Set problem:
From the listing below, pull each line that includes "React".

►

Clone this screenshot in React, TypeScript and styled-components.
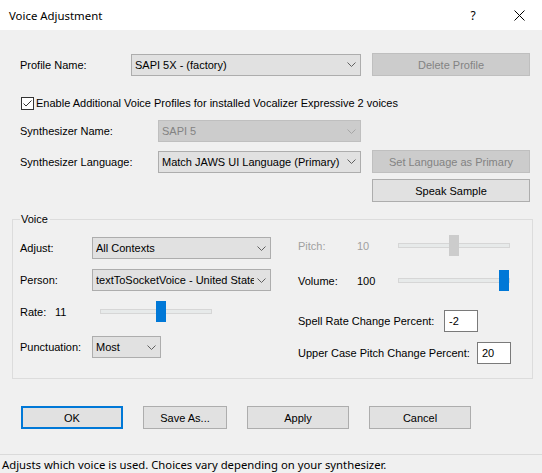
import React from 'react';
import styled, { createGlobalStyle } from 'styled-components';

const GlobalStyle = createGlobalStyle`
  html, body {
    margin: 0;
    padding: 0;
    background: #f0f0f0;
  }
  body {
    font-family: "Liberation Sans", Arial, sans-serif;
    font-size: 11px;
    color: #000;
  }
`

const Window = styled.div`
  width: 542px;
  height: 473px;
  display: flex;
  flex-direction: column;
  background: #f0f0f0;
  overflow: hidden;
`

const TitleBar = styled.div`
  height: 30px;
  flex: none;
  background: #fff;
  display: flex;
  align-items: center;
  padding-left: 9px;
  font-family: "Noto Sans", "Open Sans", sans-serif;
  font-size: 11.4px;
`

const Title = styled.div`
  flex: 1;
`

const CaptionButton = styled.div`
  width: 46px;
  height: 30px;
  display: flex;
  align-items: center;
  justify-content: center;
  font-size: 12px;
`

const Top = styled.div`
  padding: 23px 0 0 20px;
  display: flex;
  flex-direction: column;
`

const Row = styled.div<{ $top: number; $h?: number }>`
  display: flex;
  align-items: center;
  margin-top: ${p => p.$top}px;
  height: ${p => p.$h ?? 23}px;
`

const Label = styled.span<{ $w?: number; $dim?: boolean }>`
  flex: none;
  width: ${p => (p.$w ? `${p.$w}px` : 'auto')};
  color: ${p => (p.$dim ? '#a0a0a0' : '#000')};
  white-space: nowrap;
`

const ComboBox = styled.div<{ $w: number; $disabled?: boolean }>`
  flex: none;
  box-sizing: border-box;
  width: ${p => p.$w}px;
  height: 22px;
  border: 1px solid ${p => (p.$disabled ? '#bfbfbf' : '#adadad')};
  background: ${p => (p.$disabled ? '#cccccc' : '#e1e1e1')};
  color: ${p => (p.$disabled ? '#838383' : '#000')};
  display: flex;
  align-items: center;
  gap: 3px;
  padding: 0 4px 0 3px;
`

const ComboText = styled.span`
  flex: 1;
  overflow: hidden;
  white-space: nowrap;
`

const Button = styled.div<{ $w: number; $h?: number; $disabled?: boolean; $default?: boolean }>`
  flex: none;
  box-sizing: border-box;
  width: ${p => p.$w}px;
  height: ${p => p.$h ?? 23}px;
  border: ${p => (p.$default ? '2px solid #0078d7' : `1px solid ${p.$disabled ? '#bfbfbf' : '#adadad'}`)};
  background: ${p => (p.$disabled ? '#cccccc' : '#e1e1e1')};
  color: ${p => (p.$disabled ? '#838383' : '#000')};
  display: flex;
  align-items: center;
  justify-content: center;
  white-space: nowrap;
`

const Spacer = styled.div<{ $w: number }>`
  flex: none;
  width: ${p => p.$w}px;
`

const CheckRow = styled.label`
  display: flex;
  align-items: center;
  gap: 2px;
  margin-top: 19px;
  height: 16px;
  padding-left: 1px;
`

const Group = styled.fieldset`
  margin: 11px 9px 0 12px;
  padding: 9px 0 14px 7px;
  border: 1px solid #dcdcdc;
  display: flex;
  min-width: 0;
`

const Legend = styled.legend`
  padding: 0 2px 0 1px;
  margin-left: 0;
  line-height: 13px;
`

const Column = styled.div<{ $w?: number; $top?: number }>`
  display: flex;
  flex-direction: column;
  width: ${p => (p.$w ? `${p.$w}px` : 'auto')};
  padding-top: ${p => p.$top ?? 0}px;
`

const SliderWrap = styled.div<{ $w: number }>`
  position: relative;
  flex: none;
  width: ${p => p.$w}px;
  height: 21px;
  display: flex;
  align-items: center;
`

const Track = styled.div`
  width: 100%;
  height: 5px;
  box-sizing: border-box;
  border: 1px solid #d6d6d6;
  background: #e7eaea;
`

const Thumb = styled.div<{ $disabled?: boolean }>`
  position: absolute;
  top: 0;
  width: 10px;
  height: 21px;
  background: ${p => (p.$disabled ? '#cccccc' : '#0078d7')};
`

const NumberBox = styled.div`
  flex: none;
  box-sizing: border-box;
  width: 34px;
  height: 22px;
  background: #fff;
  border: 1px solid #7a7a7a;
  display: flex;
  align-items: center;
  padding-left: 4px;
`

const ButtonBar = styled.div`
  display: flex;
  gap: 20px;
  padding-left: 21px;
  margin-top: 27px;
`

const StatusBar = styled.div`
  margin-top: auto;
  height: 18px;
  border-top: 1px solid #dadada;
  display: flex;
  align-items: center;
  padding-left: 2px;
  font-family: "Noto Sans", "Open Sans", sans-serif;
  font-size: 11.3px;
`

const Chevron = ({ disabled }: { disabled?: boolean }) => (
  <svg width="9" height="5" viewBox="0 0 9 5">
    <path d="M0.5 0.5 L4.5 4.5 L8.5 0.5" fill="none" stroke={disabled ? '#a6a6a6' : '#606060'} strokeWidth="1" />
  </svg>
)

const Combo = ({ w, text, disabled }: { w: number; text: string; disabled?: boolean }) => (
  <ComboBox $w={w} $disabled={disabled}>
    <ComboText>{text}</ComboText>
    <Chevron disabled={disabled} />
  </ComboBox>
)

const Slider = ({ w, at, disabled }: { w: number; at: number; disabled?: boolean }) => (
  <SliderWrap $w={w}>
    <Track />
    <Thumb $disabled={disabled} style={{ left: at }} />
  </SliderWrap>
)

const CheckBox = () => (
  <svg width="13" height="13" viewBox="0 0 13 13">
    <rect x="0.5" y="0.5" width="12" height="12" fill="#fff" stroke="#333" />
    <path d="M2.5 6.5 L5 9 L10.5 3.5" fill="none" stroke="#333" strokeWidth="1" />
  </svg>
)

export default function App() {
  return (
    <Window>
      <GlobalStyle />
      <TitleBar>
        <Title>Voice Adjustment</Title>
        <CaptionButton>?</CaptionButton>
        <CaptionButton>
          <svg width="11" height="11" viewBox="0 0 11 11">
            <path d="M0.5 0.5 L10.5 10.5 M10.5 0.5 L0.5 10.5" stroke="#000" strokeWidth="1" />
          </svg>
        </CaptionButton>
      </TitleBar>

      <Top>
        <Row $top={0}>
          <Label $w={111}>Profile Name:</Label>
          <Combo w={230} text="SAPI 5X - (factory)" />
          <Spacer $w={11} />
          <Button $w={158} $disabled>Delete Profile</Button>
        </Row>
        <CheckRow>
          <CheckBox />
          <span>Enable Additional Voice Profiles for installed Vocalizer Expressive 2 voices</span>
        </CheckRow>
        <Row $top={9} $h={22}>
          <Label $w={138}>Synthesizer Name:</Label>
          <Combo w={203} text="SAPI 5" disabled />
        </Row>
        <Row $top={8}>
          <Label $w={138}>Synthesizer Language:</Label>
          <Combo w={203} text="Match JAWS UI Language (Primary)" />
          <Spacer $w={11} />
          <Button $w={158} $disabled>Set Language as Primary</Button>
        </Row>
        <Row $top={6}>
          <Spacer $w={352} />
          <Button $w={158}>Speak Sample</Button>
        </Row>
      </Top>

      <Group>
        <Legend>Voice</Legend>
        <Column $w={278} $top={2}>
          <Row $top={0} $h={22}>
            <Label $w={72}>Adjust:</Label>
            <Combo w={179} text="All Contexts" />
          </Row>
          <Row $top={10} $h={22}>
            <Label $w={72}>Person:</Label>
            <Combo w={179} text="textToSocketVoice - United States" />
          </Row>
          <Row $top={10} $h={21}>
            <Label $w={35}>Rate:</Label>
            <Label $w={45}>11</Label>
            <Slider w={112} at={56} />
          </Row>
          <Row $top={14} $h={22}>
            <Label $w={72}>Punctuation:</Label>
            <Combo w={69} text="Most" />
          </Row>
        </Column>
        <Column>
          <Row $top={0} $h={21}>
            <Label $w={59} $dim>Pitch:</Label>
            <Label $w={41} $dim>10</Label>
            <Slider w={112} at={51} disabled />
          </Row>
          <Row $top={14} $h={21}>
            <Label $w={59}>Volume:</Label>
            <Label $w={41}>100</Label>
            <Slider w={112} at={101} />
          </Row>
          <Row $top={19} $h={22}>
            <Label $w={146}>Spell Rate Change Percent:</Label>
            <NumberBox>-2</NumberBox>
          </Row>
          <Row $top={10} $h={22}>
            <Label $w={179}>Upper Case Pitch Change Percent:</Label>
            <NumberBox>20</NumberBox>
          </Row>
        </Column>
      </Group>

      <ButtonBar>
        <Button $w={102} $default>OK</Button>
        <Button $w={84}>Save As...</Button>
        <Button $w={102}>Apply</Button>
        <Button $w={102}>Cancel</Button>
      </ButtonBar>

      <StatusBar>Adjusts which voice is used. Choices vary depending on your synthesizer.</StatusBar>
    </Window>
  )
}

◄

Solution:
Clone this screenshot in React, TypeScript and styled-components.
import React from 'react';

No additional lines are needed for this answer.